Product of 1 + e^(iα) + e^(iβ) − e^(i(α+β)) terms.

Each of α and β combines a constant phase with a parameter parity. Padded slots use 0 and are masked to the multiplicative identity using counts.

Shapes are (num_graphs, max_terms) except *_params which are (num_graphs, max_terms, n_params).

evaluate

evaluate(param_vals: Array) -> ExactScalarArray

Evaluate Π (1 + ω^α + ω^β - ω^(α+β)) per graph, batched.

Parameters:

Name	Type	Description	Default
`param_vals`	`Array`	Binary parameter values, shape `(batch, n_params)`.	required

Returns:

Type	Description
`ExactScalarArray`	`ExactScalarArray` of shape `(batch, num_graphs)`.

Source code in src/tsim/compile/terms.py

def evaluate(self, param_vals: Array) -> ExactScalarArray:
    """Evaluate Π (1 + ω^α + ω^β - ω^(α+β)) per graph, batched.

    Args:
        param_vals: Binary parameter values, shape ``(batch, n_params)``.

    Returns:
        ``ExactScalarArray`` of shape ``(batch, num_graphs)``.

    """
    rowsum_a = matmul_gf2(self.alpha_params, param_vals)
    rowsum_b = matmul_gf2(self.beta_params, param_vals)

    alpha = (self.alpha + rowsum_a * 4) % 8
    beta = (self.beta + rowsum_b * 4) % 8
    gamma = (alpha + beta) % 8

    term_vals = (
        _IDENTITY + UNIT_PHASES[alpha] + UNIT_PHASES[beta] - UNIT_PHASES[gamma]
    )
    mask = jnp.arange(self.alpha.shape[1])[None, :] < self.counts[:, None]
    term_vals = jnp.where(mask[..., None], term_vals, _IDENTITY)

    return ExactScalarArray(term_vals).prod(axis=-1)

PiProducts

Bases: Module


              flowchart TD
              tsim.compile.terms.PiProducts[PiProducts]

              

              click tsim.compile.terms.PiProducts href "" "tsim.compile.terms.PiProducts"

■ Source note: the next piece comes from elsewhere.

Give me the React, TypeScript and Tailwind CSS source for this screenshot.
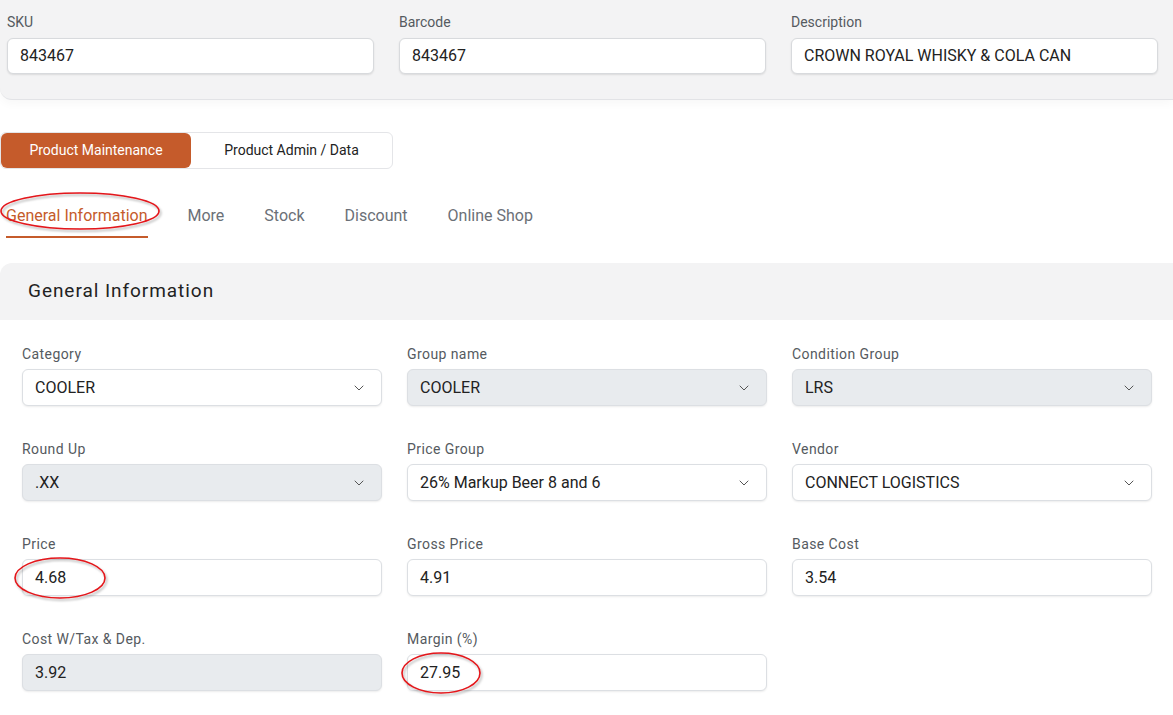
import { ChevronDown } from "lucide-react";

// --- small building blocks ---------------------------------------------------

function Field({ label, value, select, disabled }: { label: string; value: string; select?: boolean; disabled?: boolean }) {
  return (
    <div className="flex flex-col">
      <label className="text-[14px] leading-5 tracking-[0.03em] text-[#555a60] mb-[5px]">{label}</label>
      <div
        className={`h-[37px] flex items-center justify-between rounded-md border border-[#dcdfe3] shadow-[0_1px_2px_rgba(0,0,0,0.08)] pl-[12px] pr-[14px] ${
          disabled ? "bg-[#e8ebee]" : "bg-white"
        }`}
      >
        <span className="text-[16px] text-[#222]">{value}</span>
        {select && <ChevronDown size={16} strokeWidth={1.5} className="text-[#555]" />}
      </div>
    </div>
  );
}

function TopField({ label, value }: { label: string; value: string }) {
  return (
    <div className="flex flex-col">
      <label className="text-[14px] leading-5 text-[#555a60] mb-[6px]">{label}</label>
      <div className="h-[36px] flex items-center rounded-md border border-[#d8dadd] bg-white shadow-[0_1px_2px_rgba(0,0,0,0.1)] px-[12px]">
        <span className="text-[16px] text-[#222]">{value}</span>
      </div>
    </div>
  );
}

const tabs = ["General Information", "More", "Stock", "Discount", "Online Shop"];

export default function App() {
  return (
    <div className="relative min-h-screen bg-white font-['Roboto',sans-serif] overflow-hidden">
      {/* Header card */}
      <div className="bg-[#f3f3f4] border-b border-[#e2e3e6] rounded-bl-xl pt-[12px] pb-[25px] pl-[7px] pr-[15px] shadow-[0_4px_10px_rgba(0,0,0,0.03)]">
        <div className="grid grid-cols-3 gap-[25px]">
          <TopField label="SKU" value="843467" />
          <TopField label="Barcode" value="843467" />
          <TopField label="Description" value="CROWN ROYAL WHISKY & COLA CAN" />
        </div>
      </div>

      {/* Segmented control */}
      <div className="mt-[32px] flex w-[393px] h-[37px] rounded-md border border-[#e4e5e8] bg-white">
        <button className="w-[190px] rounded-md bg-[#c55b2b] text-white text-[14px]">Product Maintenance</button>
        <button className="flex-1 text-[14px] text-[#222]">Product Admin / Data</button>
      </div>

      {/* Tabs */}
      <div className="mt-[37px] flex gap-10 pl-[6px]">
        {tabs.map((t, i) => (
          <div
            key={t}
            className={`pb-[10px] text-[16px] leading-5 border-b-2 ${
              i === 0 ? "text-[#c55b2b] border-[#c55b2b]" : "text-[#6b7077] border-transparent"
            }`}
          >
            {t}
          </div>
        ))}
      </div>

      {/* Section */}
      <div className="mt-[25px]">
        <div className="h-[57px] bg-[#f3f3f4] rounded-tl-xl flex items-center pl-[28px]">
          <h2 className="text-[19px] tracking-[0.05em] text-[#222]">General Information</h2>
        </div>
        <div className="pl-[22px] pr-[21px] pt-[24px] grid grid-cols-3 gap-x-[25px] gap-y-[33px]">
          <Field label="Category" value="COOLER" select />
          <Field label="Group name" value="COOLER" select disabled />
          <Field label="Condition Group" value="LRS" select disabled />
          <Field label="Round Up" value=".XX" select disabled />
          <Field label="Price Group" value="26% Markup Beer 8 and 6" select />
          <Field label="Vendor" value="CONNECT LOGISTICS" select />
          <Field label="Price" value="4.68" />
          <Field label="Gross Price" value="4.91" />
          <Field label="Base Cost" value="3.54" />
          <Field label="Cost W/Tax & Dep." value="3.92" disabled />
          <Field label="Margin (%)" value="27.95" />
        </div>
      </div>

      {/* Red annotation marks drawn over the screenshot */}
      <svg className="absolute inset-0 pointer-events-none" width="1173" height="715">
        <defs>
          <filter id="sh" x="-20%" y="-40%" width="140%" height="180%">
            <feDropShadow dx="1.5" dy="2" stdDeviation="1.2" floodColor="#000" floodOpacity="0.3" />
          </filter>
        </defs>
        <g fill="none" stroke="#e3151a" strokeWidth="1.6" filter="url(#sh)">
          <ellipse cx="80" cy="211" rx="79" ry="18" />
          <ellipse cx="60" cy="578" rx="45" ry="20" />
          <ellipse cx="441" cy="673" rx="39" ry="20" />
        </g>
      </svg>
    </div>
  );
}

Product of (-1)^(ψ · φ) terms, with ψ and φ each a parity expression.

Each side is encoded as a constant bit plus a parameter bitmask. Padded slots use 0 everywhere; a padded term contributes (-1)^0 = 1 to the product.

Shapes are (num_graphs, max_terms) except *_params which are (num_graphs, max_terms, n_params).

evaluate

evaluate(param_vals: Array) -> ExactScalarArray

Evaluate Π (-1)^(ψ·φ) per graph as a real ±1 exact scalar.

Parameters:

Name	Type	Description	Default
`param_vals`	`Array`	Binary parameter values, shape `(batch, n_params)`.	required

Returns:

Type	Description
`ExactScalarArray`	`ExactScalarArray` of shape `(batch, num_graphs)`, with values
`ExactScalarArray`	in {+1, -1} represented exactly.

Source code in src/tsim/compile/terms.py

def evaluate(self, param_vals: Array) -> ExactScalarArray:
    """Evaluate Π (-1)^(ψ·φ) per graph as a real ±1 exact scalar.

    Args:
        param_vals: Binary parameter values, shape ``(batch, n_params)``.

    Returns:
        ``ExactScalarArray`` of shape ``(batch, num_graphs)``, with values
        in {+1, -1} represented exactly.

    """
    psi = (self.psi_const + matmul_gf2(self.psi_params, param_vals)) % 2
    phi = (self.phi_const + matmul_gf2(self.phi_params, param_vals)) % 2

    exponent = (psi * phi) % 2
    sum_exponents = jnp.sum(exponent, axis=-1) % 2

    # (1 - 2·bit) ∈ {+1, -1}; promote to the 4-coefficient ExactScalar basis.
    summands_exact = (1 - 2 * sum_exponents)[..., None] * _IDENTITY
    return ExactScalarArray(summands_exact)

ScalarPrefactor

Bases: Module


              flowchart TD
              tsim.compile.terms.ScalarPrefactor[ScalarPrefactor]

              

              click tsim.compile.terms.ScalarPrefactor href "" "tsim.compile.terms.ScalarPrefactor"

Per-graph static scalar prefactor — independent of parameter values.

Each graph's amplitude is the product of the four term families times the prefactor ω^phase_index · floatfactor · 2^power2, with an additional complex approximate_floatfactor multiplied in when any graph's phase had a denominator outside {1, 2, 4} and was folded into float form.

This class is pure data; the final fold-in with the term-family product (which requires branching on has_approximate_floatfactors) lives in evaluate.py.